● Information provided
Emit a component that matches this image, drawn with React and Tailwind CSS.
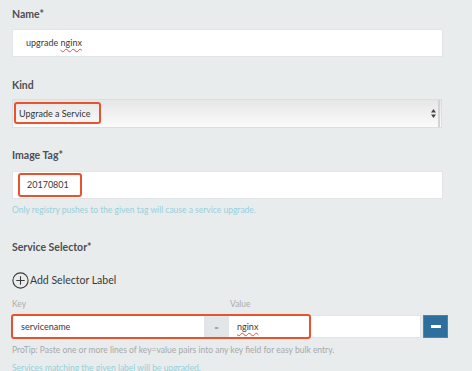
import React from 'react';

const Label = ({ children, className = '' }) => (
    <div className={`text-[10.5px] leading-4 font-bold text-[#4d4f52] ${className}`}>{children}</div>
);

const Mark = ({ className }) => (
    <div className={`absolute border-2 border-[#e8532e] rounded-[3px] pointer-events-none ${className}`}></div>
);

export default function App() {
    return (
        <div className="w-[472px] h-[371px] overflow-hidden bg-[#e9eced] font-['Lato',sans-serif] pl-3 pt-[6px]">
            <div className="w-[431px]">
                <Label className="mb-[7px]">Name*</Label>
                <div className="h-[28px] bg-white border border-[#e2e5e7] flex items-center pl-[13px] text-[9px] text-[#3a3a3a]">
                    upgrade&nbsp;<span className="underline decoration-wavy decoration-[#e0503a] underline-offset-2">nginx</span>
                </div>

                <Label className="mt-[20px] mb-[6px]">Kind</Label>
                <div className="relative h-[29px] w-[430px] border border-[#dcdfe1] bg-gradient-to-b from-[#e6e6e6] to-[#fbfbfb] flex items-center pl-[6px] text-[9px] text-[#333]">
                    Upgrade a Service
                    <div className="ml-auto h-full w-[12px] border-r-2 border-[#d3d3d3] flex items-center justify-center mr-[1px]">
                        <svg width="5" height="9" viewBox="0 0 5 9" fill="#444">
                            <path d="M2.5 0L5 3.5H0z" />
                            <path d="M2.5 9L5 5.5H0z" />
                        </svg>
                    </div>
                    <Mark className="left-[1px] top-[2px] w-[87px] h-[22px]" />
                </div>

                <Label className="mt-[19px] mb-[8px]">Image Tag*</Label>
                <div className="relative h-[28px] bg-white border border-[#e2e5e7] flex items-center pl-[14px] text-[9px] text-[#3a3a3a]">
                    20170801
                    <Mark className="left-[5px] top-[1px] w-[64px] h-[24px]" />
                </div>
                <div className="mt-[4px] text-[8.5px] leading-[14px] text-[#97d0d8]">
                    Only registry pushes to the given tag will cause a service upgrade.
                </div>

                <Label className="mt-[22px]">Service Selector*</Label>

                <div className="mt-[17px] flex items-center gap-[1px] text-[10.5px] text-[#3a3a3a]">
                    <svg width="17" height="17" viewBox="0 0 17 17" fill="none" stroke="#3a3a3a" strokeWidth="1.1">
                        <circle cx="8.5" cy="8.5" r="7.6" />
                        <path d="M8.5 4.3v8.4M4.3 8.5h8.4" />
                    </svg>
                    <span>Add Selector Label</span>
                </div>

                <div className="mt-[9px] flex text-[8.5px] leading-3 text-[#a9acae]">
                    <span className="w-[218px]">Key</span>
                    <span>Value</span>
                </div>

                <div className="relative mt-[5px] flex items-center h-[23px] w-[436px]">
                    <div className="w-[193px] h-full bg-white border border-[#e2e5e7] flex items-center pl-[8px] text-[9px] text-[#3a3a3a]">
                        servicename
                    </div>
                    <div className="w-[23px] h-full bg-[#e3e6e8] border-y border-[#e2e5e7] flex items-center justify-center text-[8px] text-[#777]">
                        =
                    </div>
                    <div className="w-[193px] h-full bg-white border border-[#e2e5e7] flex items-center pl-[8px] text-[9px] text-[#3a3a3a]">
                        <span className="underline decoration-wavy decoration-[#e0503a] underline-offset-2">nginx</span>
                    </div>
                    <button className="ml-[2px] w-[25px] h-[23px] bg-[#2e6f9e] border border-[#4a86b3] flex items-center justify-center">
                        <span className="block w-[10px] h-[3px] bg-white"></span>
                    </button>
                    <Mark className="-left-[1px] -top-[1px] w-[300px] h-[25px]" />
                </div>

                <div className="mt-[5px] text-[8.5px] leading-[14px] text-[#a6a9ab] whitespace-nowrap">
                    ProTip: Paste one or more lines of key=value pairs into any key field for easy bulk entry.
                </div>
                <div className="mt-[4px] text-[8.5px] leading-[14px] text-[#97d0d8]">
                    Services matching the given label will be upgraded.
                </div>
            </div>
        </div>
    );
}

● Task description
Reproduce the whole listing above word for word, but not its pictures.

● Task solution
Emit a component that matches this image, drawn with React and Tailwind CSS.
import React from 'react';

const Label = ({ children, className = '' }) => (
    <div className={`text-[10.5px] leading-4 font-bold text-[#4d4f52] ${className}`}>{children}</div>
);

const Mark = ({ className }) => (
    <div className={`absolute border-2 border-[#e8532e] rounded-[3px] pointer-events-none ${className}`}></div>
);

export default function App() {
    return (
        <div className="w-[472px] h-[371px] overflow-hidden bg-[#e9eced] font-['Lato',sans-serif] pl-3 pt-[6px]">
            <div className="w-[431px]">
                <Label className="mb-[7px]">Name*</Label>
                <div className="h-[28px] bg-white border border-[#e2e5e7] flex items-center pl-[13px] text-[9px] text-[#3a3a3a]">
                    upgrade&nbsp;<span className="underline decoration-wavy decoration-[#e0503a] underline-offset-2">nginx</span>
                </div>

                <Label className="mt-[20px] mb-[6px]">Kind</Label>
                <div className="relative h-[29px] w-[430px] border border-[#dcdfe1] bg-gradient-to-b from-[#e6e6e6] to-[#fbfbfb] flex items-center pl-[6px] text-[9px] text-[#333]">
                    Upgrade a Service
                    <div className="ml-auto h-full w-[12px] border-r-2 border-[#d3d3d3] flex items-center justify-center mr-[1px]">
                        <svg width="5" height="9" viewBox="0 0 5 9" fill="#444">
                            <path d="M2.5 0L5 3.5H0z" />
                            <path d="M2.5 9L5 5.5H0z" />
                        </svg>
                    </div>
                    <Mark className="left-[1px] top-[2px] w-[87px] h-[22px]" />
                </div>

                <Label className="mt-[19px] mb-[8px]">Image Tag*</Label>
                <div className="relative h-[28px] bg-white border border-[#e2e5e7] flex items-center pl-[14px] text-[9px] text-[#3a3a3a]">
                    20170801
                    <Mark className="left-[5px] top-[1px] w-[64px] h-[24px]" />
                </div>
                <div className="mt-[4px] text-[8.5px] leading-[14px] text-[#97d0d8]">
                    Only registry pushes to the given tag will cause a service upgrade.
                </div>

                <Label className="mt-[22px]">Service Selector*</Label>

                <div className="mt-[17px] flex items-center gap-[1px] text-[10.5px] text-[#3a3a3a]">
                    <svg width="17" height="17" viewBox="0 0 17 17" fill="none" stroke="#3a3a3a" strokeWidth="1.1">
                        <circle cx="8.5" cy="8.5" r="7.6" />
                        <path d="M8.5 4.3v8.4M4.3 8.5h8.4" />
                    </svg>
                    <span>Add Selector Label</span>
                </div>

                <div className="mt-[9px] flex text-[8.5px] leading-3 text-[#a9acae]">
                    <span className="w-[218px]">Key</span>
                    <span>Value</span>
                </div>

                <div className="relative mt-[5px] flex items-center h-[23px] w-[436px]">
                    <div className="w-[193px] h-full bg-white border border-[#e2e5e7] flex items-center pl-[8px] text-[9px] text-[#3a3a3a]">
                        servicename
                    </div>
                    <div className="w-[23px] h-full bg-[#e3e6e8] border-y border-[#e2e5e7] flex items-center justify-center text-[8px] text-[#777]">
                        =
                    </div>
                    <div className="w-[193px] h-full bg-white border border-[#e2e5e7] flex items-center pl-[8px] text-[9px] text-[#3a3a3a]">
                        <span className="underline decoration-wavy decoration-[#e0503a] underline-offset-2">nginx</span>
                    </div>
                    <button className="ml-[2px] w-[25px] h-[23px] bg-[#2e6f9e] border border-[#4a86b3] flex items-center justify-center">
                        <span className="block w-[10px] h-[3px] bg-white"></span>
                    </button>
                    <Mark className="-left-[1px] -top-[1px] w-[300px] h-[25px]" />
                </div>

                <div className="mt-[5px] text-[8.5px] leading-[14px] text-[#a6a9ab] whitespace-nowrap">
                    ProTip: Paste one or more lines of key=value pairs into any key field for easy bulk entry.
                </div>
                <div className="mt-[4px] text-[8.5px] leading-[14px] text-[#97d0d8]">
                    Services matching the given label will be upgraded.
                </div>
            </div>
        </div>
    );
}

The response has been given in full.